Strange began exporting ice cream to China nearly ten years ago, thanks to insurance purchased from the bank. His Chinese customer, under normal trade terms, did not have to pay until he took delivery. Strange says he was reluctant to extend the customer credit since the container would be on the ocean for 45 days en route but the bank agreed to insure the credit.
"If we didn't have the comfort of that insurance, for the dollar amounts that we're shipping, I would not have extended that credit which I suspect would have prevented me from making the kinds of sales that we're making," he says.
"The good news for the U.S. government and the taxpayers is they've collected thousands of dollars in insurance premiums from me without us filing a claim," he adds. "The good news for me is, I'm generating sales I would not otherwise have had if I did not have that export credit insurance in place."

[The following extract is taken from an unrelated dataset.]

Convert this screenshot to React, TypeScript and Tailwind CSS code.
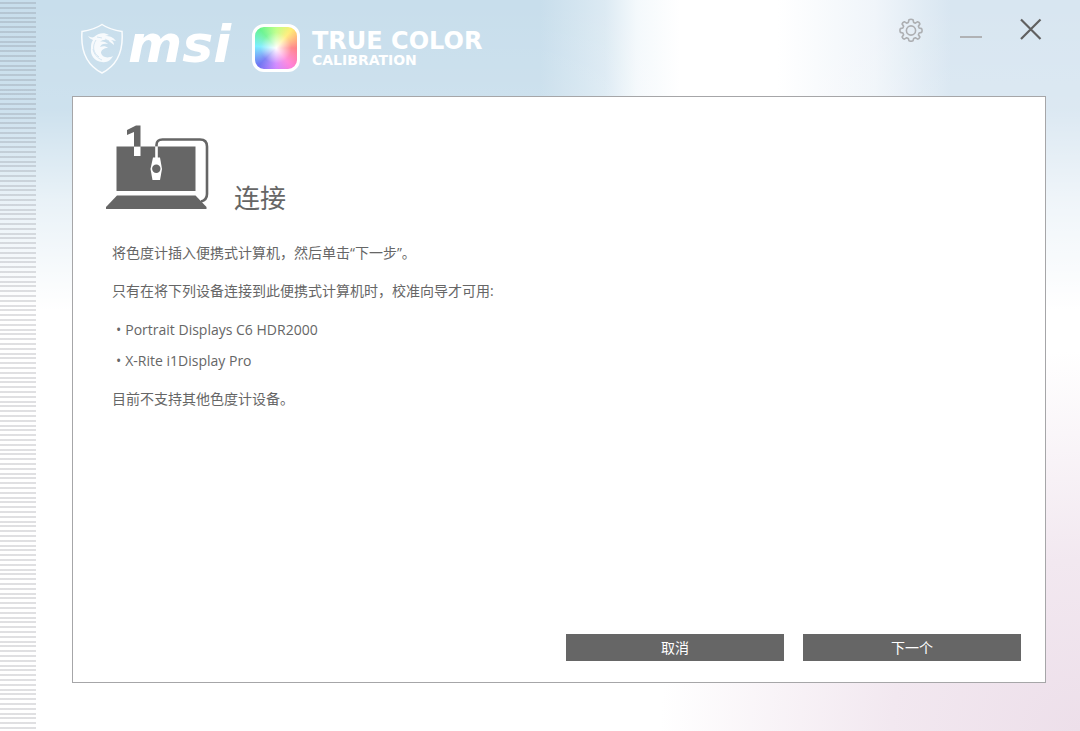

Of all of Toomey's objections to the bank, the one that wrankles Schloegel the most is the charge that it picks winners and losers.
"The ones who are obstructing the bank from getting back to full functionality are the ones who are picking losers," he says, "and they're picking losers right there in Pennsylvania. And when they're picking losers in the home state of Pennsylvania, the winners are Russia and China."
Schloegel gave several examples of places where Toomey's constituents could lose jobs, due to the hold on nominees.
Mack Truck, which assembles its vehicles in Macungie, could lose foreign sales to Volvo, he said; GE locomotives could lose out to CRRC in China.
"We've got applications from Westinghouse for nuclear (products)," said Schloegel. "They lose out on those sales and where do those sales go? Those sales go to China and Russia. Now you're into a national security issue."
Leonardo Helicopter employs 500 people in Northeast Philadelphia and credits the bank with aiding $100 million in sales. CFO Chris Slack says the inability of the bank to approve large transactions has impacted the company.
"It's been more difficult or added inefficiency into our process," he says. "From our perspective it's important the bank get the quorum resolved so they can start processing larger transactions."
Toomey's position puts him at odds with many fellow Republicans, as he acknowledged during Banking Committee hearings on the EXIM board nominees.
"I know that I'm in the minority in the United States Senate with these views," he said, "however, I do share interesting company. President Obama once said, and I quote, 'the Ex-Im bank is little more than a fund for corporate welfare.' Bernie Sanders, with whom I occasionally disagree, has opposed the reauthorization."
Toomey's view, though, is also aligned with libertarian conservatives, such as the politically active businessmen Peter Thiel and Charles and David Koch and the groups they fund such as Freedom Works, Americans for Prosperity, Heritage Action, and the Club for Growth, which Toomey once led and which is the largest contributor to his campaign fund.
"The opposition that he has, I think, is purely philosophical," says Schloegel. "He doesn't believe EXIM should be in the business of financing U.S. exports."
But, says Schloegel, that's a minority view.
"Each of those four Board member nominees who reached the Senate floor came out of the Senate Banking Committee with near unanimous support," he says. "When we did our re-authorization a couple of years ago, more than two-thirds of the House and Senate supported EXIM. So this is a very vocal minority that is blocking billions of dollars of financing of exports, which translates into 240,000 jobs in the United States."